Garbato, ma non troppo – Tanti allenatori sanno vincere, pochi possono costruire come Fabio Pecchia
L'allenatore non vuole solo andare in Serie A, ma aprire un ciclo
Era l’estate del 2022, la Cremonese aveva appena festeggiato la promozione diretta in A e l’allenatore Fabio Pecchia decideva di separarsi dai grigiorossi e rigiocare la Serie B col Parma. La scelta a caldo sembrò poco ambiziosa, in seguito alla semifinale playoff persa contro il Cagliari la scorsa stagione persino suicida. Un mister che si era conquistato il massimo campionato sul campo si era negato la chance di disputarlo per non riuscire a tornarci neppure 12 mesi dopo. Oggi, invece, la squadra ducale ha ottenuto 20 punti in 8 giornate ed è prima a +4 sul Palermo, mentre la Cremonese è nuovamente in cadetteria e a quota 10 e Massimiliano Alvini, che lo sostituì alla guida del club lombardo, naviga nei bassifondi dello stesso torneo con lo Spezia a 5 e la sua panchina traballa. In Italia la lungimiranza non esiste. Spesso da parte degli addetti ai lavori, ma frequentemente anche da parte di proprietà e tesserati.
Il successo, combattuto e sofferto, nell’ultimo turno contro la Cremo ha segnato un ulteriore spartiacque nella travolgente stagione dei Crociati. La squadra ha consapevolezza non soltanto della propria forza, ma anche della profondità delle risorse umane di cui dispone. La mentalità in questo avvio sta facendo la differenza tanto quanto la preparazione tattica e le doti tecniche. Una mentalità strutturata che non si costruisce in un mese e neppure in 38 partite, ma richiede tempo, scelte e fiducia da parte della società nei confronti dell’allenatore. Pecchia ha vinto al secondo anno anche a Cremona dopo aver posto basi solide nel primo e aver avuto voce in capitolo su ogni scelta e la storia si sta ripetendo. Se però i grigiorossi non erano davvero strutturati per i vertici del calcio italiano, il Parma ha una proprietà facoltosa e fortemente ambiziosa che ha velleità di aprire un ciclo. Sono infatti tantissimi i calciatori di proprietà e i colpi in prospettiva effettuati.

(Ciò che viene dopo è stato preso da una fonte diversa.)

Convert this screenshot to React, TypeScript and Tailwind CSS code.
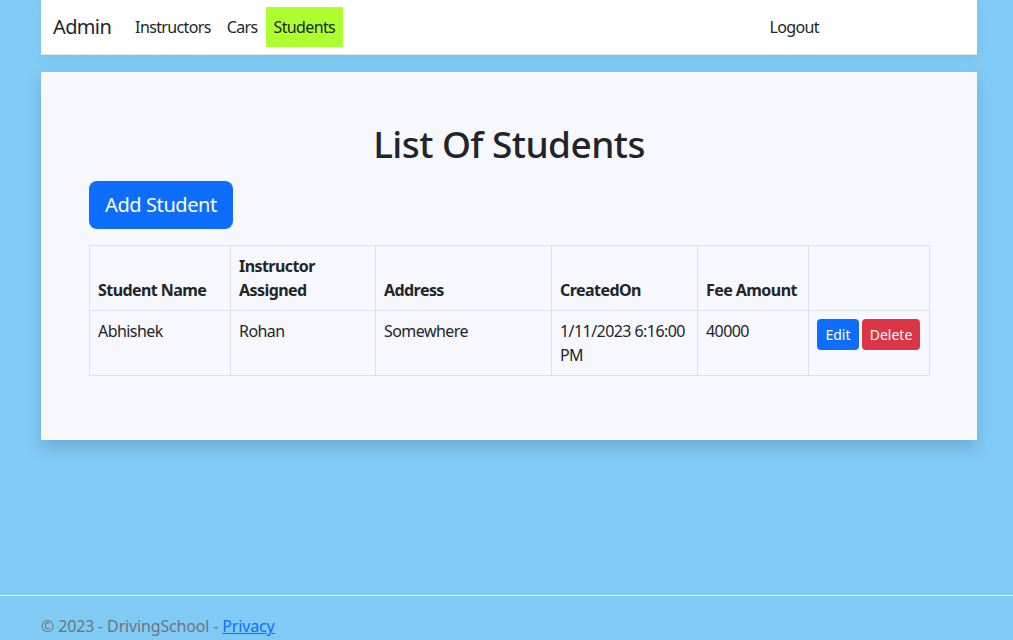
import React from "react";

const font = { fontFamily: '"Noto Sans", "Open Sans", sans-serif' };

export default function App() {
  return (
    <div
      className="h-[655px] flex flex-col bg-[#80cbf6] text-[#212529] text-[16px] leading-[24px] overflow-hidden tracking-[-0.035em]"
      style={font}
    >
      <header className="pl-[41px] pr-[36px]">
        <nav className="bg-white h-[55px] border-b border-[#dee2e6] shadow-[0_0.25rem_0.75rem_rgba(0,0,0,0.05)] flex items-center px-[12px] tracking-[-0.04em]">
          <span className="text-[20px] leading-[30px] mr-[16px] text-[#212529]">Admin</span>
          <a className="px-[8px] py-[8px] text-[#212529]">Instructors</a>
          <a className="px-[8px] py-[8px] text-[#212529]">Cars</a>
          <a className="px-[8px] py-[8px] text-[#212529] bg-[#adff2f]">Students</a>
          <a className="ml-auto mr-[138px] px-[8px] py-[8px] text-[#212529]">Logout</a>
        </nav>
      </header>

      <main className="pl-[41px] pr-[36px] mt-[17px]">
        <div className="bg-[#f7f8fd] shadow-[0_0.5rem_1rem_rgba(0,0,0,0.15)] p-[48px]">
          <h1 className="text-center text-[37px] leading-[44px] font-medium mb-[15px] mt-[2px]">
            List Of Students
          </h1>
          <button className="bg-[#0d6efd] text-white text-[20px] leading-[30px] px-[16px] py-[9px] rounded-[8px] mb-[16px] tracking-[-0.02em]">
            Add Student
          </button>
          <table className="w-[840px] border-collapse table-fixed mb-[16px]">
            <colgroup>
              <col className="w-[141px]" />
              <col className="w-[145px]" />
              <col className="w-[176px]" />
              <col className="w-[146px]" />
              <col className="w-[111px]" />
              <col className="w-[121px]" />
            </colgroup>
            <thead>
              <tr>
                <th className="border border-[#dee2e6] px-[8px] py-[8px] text-left align-bottom font-bold whitespace-nowrap">
                  Student Name
                </th>
                <th className="border border-[#dee2e6] px-[8px] py-[8px] text-left align-bottom font-bold">
                  Instructor
                  <br />
                  Assigned
                </th>
                <th className="border border-[#dee2e6] px-[8px] py-[8px] text-left align-bottom font-bold">
                  Address
                </th>
                <th className="border border-[#dee2e6] px-[8px] py-[8px] text-left align-bottom font-bold">
                  CreatedOn
                </th>
                <th className="border border-[#dee2e6] px-[8px] py-[8px] text-left align-bottom font-bold whitespace-nowrap">
                  Fee Amount
                </th>
                <th className="border border-[#dee2e6] px-[8px] py-[8px] text-left align-bottom font-bold"></th>
              </tr>
            </thead>
            <tbody>
              <tr>
                <td className="border border-[#dee2e6] px-[8px] py-[8px] align-top">Abhishek</td>
                <td className="border border-[#dee2e6] px-[8px] py-[8px] align-top">Rohan</td>
                <td className="border border-[#dee2e6] px-[8px] py-[8px] align-top">Somewhere</td>
                <td className="border border-[#dee2e6] px-[8px] py-[8px] align-top whitespace-nowrap">
                  1/11/2023 6:16:00
                  <br />
                  PM
                </td>
                <td className="border border-[#dee2e6] px-[8px] py-[8px] align-top">40000</td>
                <td className="border border-[#dee2e6] px-[8px] py-[8px] align-top">
                  <div className="flex gap-[3px] tracking-normal">
                    <button className="bg-[#0d6efd] text-white text-[14px] leading-[21px] w-[42px] py-[5px] rounded-[4px]">
                      Edit
                    </button>
                    <button className="bg-[#dc3545] text-white text-[14px] leading-[21px] w-[58px] py-[5px] rounded-[4px]">
                      Delete
                    </button>
                  </div>
                </td>
              </tr>
            </tbody>
          </table>
        </div>
      </main>

      <footer className="mt-auto h-[60px] border-t border-[#e3f1fb] leading-[60px] px-[41px] text-[#6c757d] whitespace-nowrap tracking-[-0.01em]">
        © 2023 - DrivingSchool - <a className="text-[#0d6efd] underline">Privacy</a>
      </footer>
    </div>
  );
}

La sensazione che si ha osservando la compagine ducale è che ogni calciatore sia schierato per un preciso motivo, sostituito per una specifica ragione e valorizzato al di là delle proprie caratteristiche. Simon Sohm e Adrian Bernabé possono alzarsi e abbassarsi a centrocampo senza alcuna difficoltà. Nicolò Fagioli e Gianluca Gaetano, prima di loro, ne hanno tratto enorme beneficio per la propria carriera. Adryan Benedyczak, quasi sempre allargato a sinistra, gode degli spazi adatti per mettere in mostra doti di inserimento che da centravanti difficilmente avrebbero potuto emergere. Il giovane Ange-Yoan Bonny ha fatto invece il percorso inverso, sfruttando la propria rapidità per attaccare la linea difensiva e la spiccata fisicità per proteggere palla.
Ogni elemento della rosa interpreta gli stessi ruoli con peculiarità differenti e riceve di conseguenza compiti simili ma tutt’altro che identici, così da non snaturarsi. Per un percorso simile è necessario conoscere approfonditamente ogni ragazzo, così da poter decidere su chi puntare e trasmettere a ognuno di essi idee chiare da trasferire ai nuovi acquisti ingaggiati per elevare ulteriormente il livello dell’organico. Il metodo Fabio Pecchia sta pagando, ancora una volta, e in Italia costituisce quasi un unicum. Non è comune trovare allenatori consapevoli in grado di scegliere i progetti più idonei alle proprie esigenze. Una parabola limpida e difficilmente criticabile, che evita di snaturare le squadre e al tempo stesso di dover fare compromessi sulle idee in cui si crede. Calcio come dovrebbe essere concepito, ma che nel concreto non si vede quasi mai.